Il en avait surpris plus d’un, François Leblanc, avec ses trois romans précédents. Les critiques les plus élogieuses avaient probablement été réservées à Quelques jours à vivre (2012). Le Devoir y avait vu un auteur «désopilant et décalé» au ton noir mais nouveau.
L’auteur québécois revient donc cette année avec le recueil de 20 nouvelles Sors de ce corps, sa première expérience dans le genre. Excursion très cahoteuse dans l’univers déchanté des anti-héros qui nous entourent, le recueil laisse émerger un style riche tout en étant victime de son rythme trop romancé. Les personnages sont complexes, mais présentés trop lentement. Les intrigues sont bonnes, mais manquent de punch.
On les voit pourtant ces univers noirs, ces anti-héros au désir trop moderne, ne demandant qu’à trouver un sens sans pouvoir le supporter. Les nouvelles les plus réussies de François Leblanc finissent par construire un miroir autour du lecteur, ces personnages trop normaux, ce pourrait bien être nous! Dans chacune des histoires, un personnage déchanté est confronté à un sens plus grand que lui qui finit par l’écraser. On comprend à la fin que c’est leur condition même, la nôtre, qui ne peut supporter le sens, préférant s’abreuver du vide infini.
Les thèmes sont assez variés, le chômeur classique à la vie sexuelle quasi-nulle, le couple infertile dans tous les sens du mot, le quinquagénaire n’acceptant pas la retraite, etc. L’auteur se jette pourtant dans la gueule du loup dès la quatrième nouvelle quand celui-ci tente de recréer l’univers de Guy Turcotte chez un de ces personnages. «Pouvais-tu être certaine d’être différente de ce médecin?» Le défi est intéressant mais le résultat bat de l’aile. L’univers narratif reste celui d’un roman, la nouvelle lui coupe le bec. L’univers psychologique de cette mère voulant poignarder ses enfants laisse un goût amer au lecteur, surtout que cette psychée souffre d’un manque d’installation. Cette ascension narrative défaillante est présente dans quelques nouvelles de Sors de ce corps, plusieurs fins d’histoires sur fond de suicide ou déchéance de personnages semblent forcées.
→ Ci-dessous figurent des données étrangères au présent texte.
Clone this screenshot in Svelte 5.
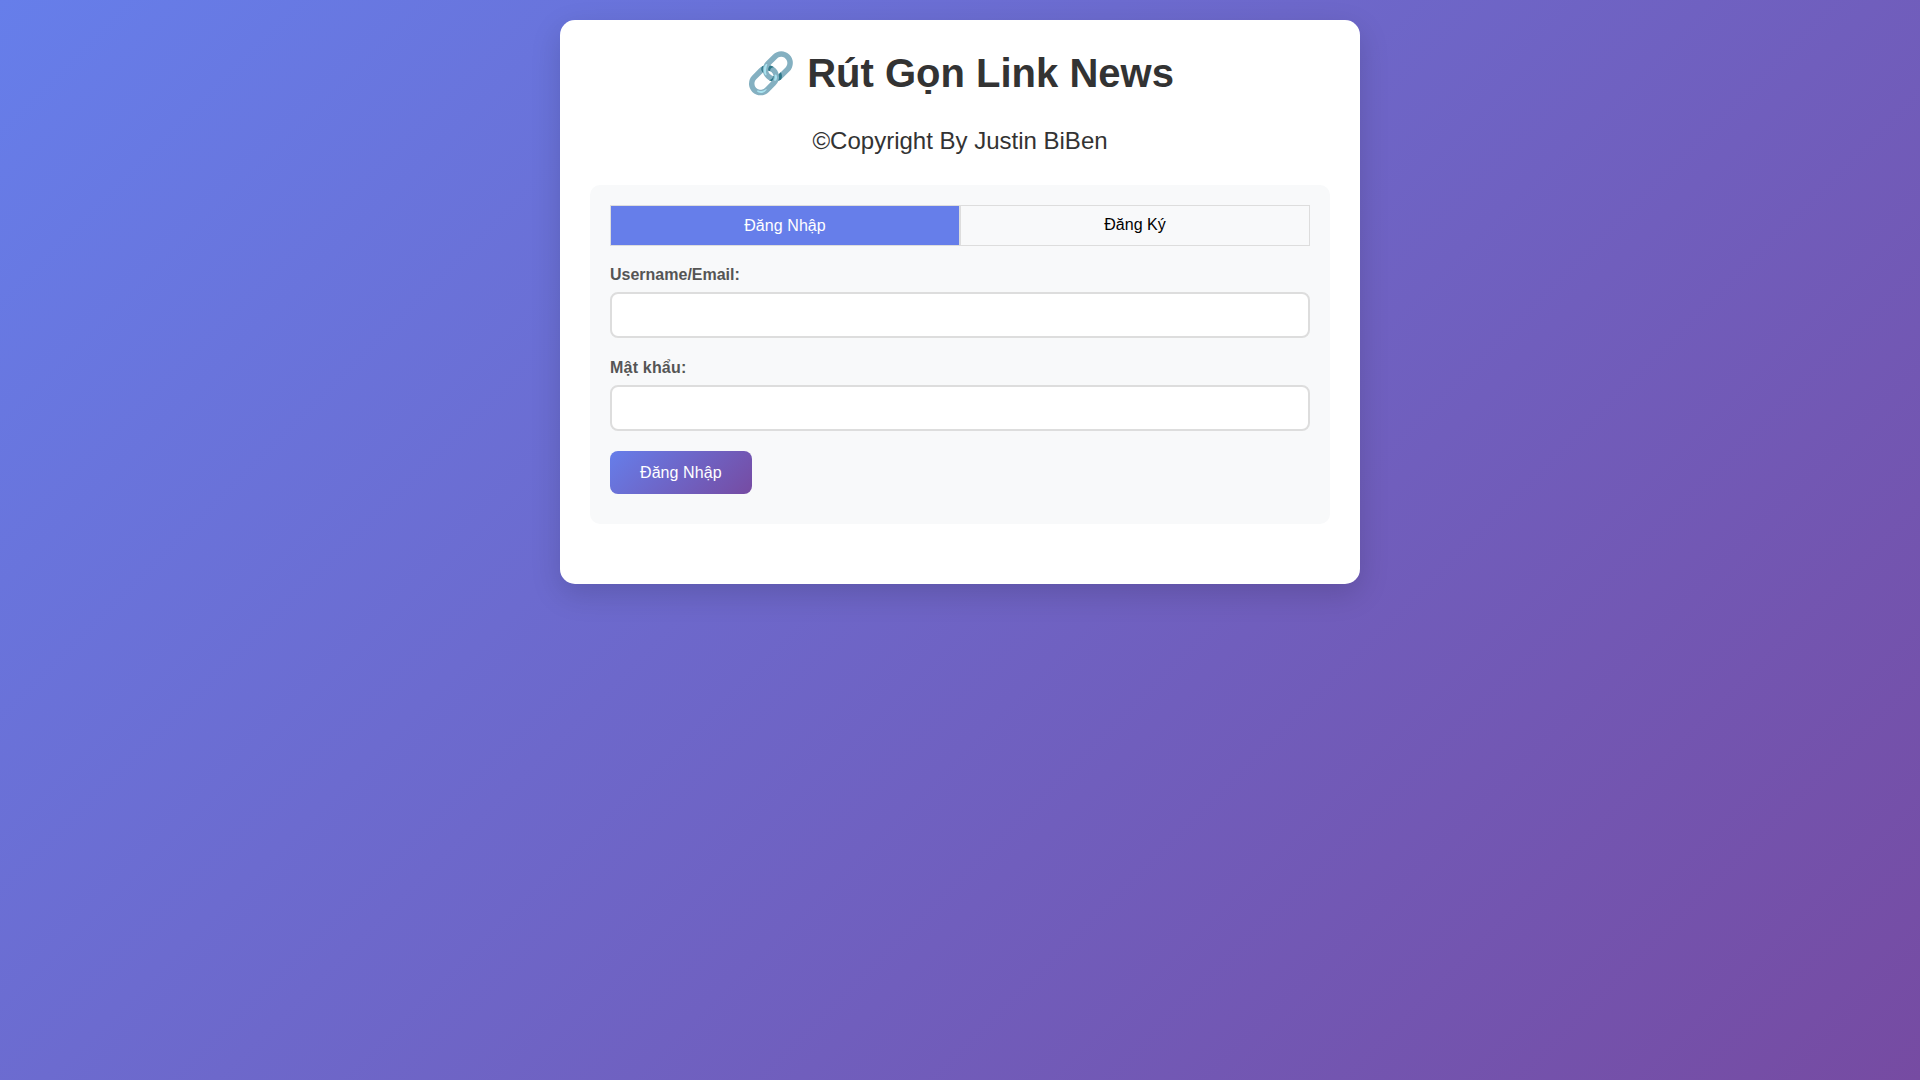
<script>
  let tab = $state('login');
</script>

<div class="container">
  <h1>🔗 Rút Gọn Link News</h1>
  <p class="copy">©Copyright By Justin BiBen</p>

  <div class="auth">
    <div class="tabs">
      <button class="tab" class:active={tab === 'login'} onclick={() => (tab = 'login')}>Đăng Nhập</button>
      <button class="tab" class:active={tab === 'register'} onclick={() => (tab = 'register')}>Đăng Ký</button>
    </div>

    <form onsubmit={(e) => e.preventDefault()}>
      <div class="group">
        <label for="user">Username/Email:</label>
        <input id="user" type="text" />
      </div>
      <div class="group">
        <label class="tall" for="pass">Mật khẩu:</label>
        <input id="pass" type="password" />
      </div>
      <button class="submit" type="submit">Đăng Nhập</button>
    </form>
  </div>
</div>

<style>
:global(body) {
  margin: 0;
  min-height: 1080px;
  font-family: "Liberation Sans", Arial, sans-serif;
  background: linear-gradient(135deg, #667eea 0%, #764ba2 100%);
}

.container {
  box-sizing: border-box;
  width: 800px;
  margin: 20px auto 0;
  padding: 30px;
  background: white;
  border-radius: 15px;
  box-shadow: 0 10px 30px rgba(0, 0, 0, 0.15);
}

h1 {
  margin: 0 0 30px;
  font-size: 40px;
  font-weight: bold;
  text-align: center;
  color: #333;
}

.copy {
  margin: 0 0 30px;
  font-size: 24px;
  text-align: center;
  color: #333;
}

.auth {
  margin-bottom: 30px;
  padding: 20px 20px 30px;
  background: #f8f9fa;
  border-radius: 10px;
}

.tabs {
  display: flex;
  margin-bottom: 20px;
}

.tab {
  flex: 1;
  padding: 10px 0 11px;
  border: 1px solid #ddd;
  background: #f8f9fa;
  color: #000;
  font: 16px "Liberation Sans", Arial, sans-serif;
  line-height: 18px;
}

.tab.active {
  padding: 10px 0;
  background: #667eea;
  color: white;
  line-height: 19px;
  letter-spacing: 0.08px;
}

.group {
  margin-bottom: 20px;
}

label {
  display: block;
  margin-bottom: 8px;
  font-weight: bold;
  font-size: 16px;
  line-height: 18px;
  color: #555;
}

label.tall {
  line-height: 19px;
  letter-spacing: 0.2px;
}

input {
  display: block;
  box-sizing: border-box;
  width: 100%;
  height: 46px;
  padding: 12px;
  border: 2px solid #ddd;
  border-radius: 8px;
  background: white;
  font-size: 16px;
}

.submit {
  display: block;
  padding: 12px 30px;
  border: none;
  border-radius: 8px;
  background: linear-gradient(135deg, #667eea 0%, #764ba2 100%);
  color: white;
  font: 16px "Liberation Sans", Arial, sans-serif;
  line-height: 19px;
  letter-spacing: 0.08px;
}
</style>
Au final la nouvelle semble coincer François Leblanc plutôt que de le libérer. Sa maitrise psychologique des anti-héros est excellente, mais le ton et les punchs sont défaillants. La lecture de ses romans précédents serait plus recommandée pour tout lecteur voulant s’immerger dans cet univers extraordinairement ordinaire qu’est notre condition.
Sors de ce corps, François Leblanc, Triptyque, 2015, 192 pages.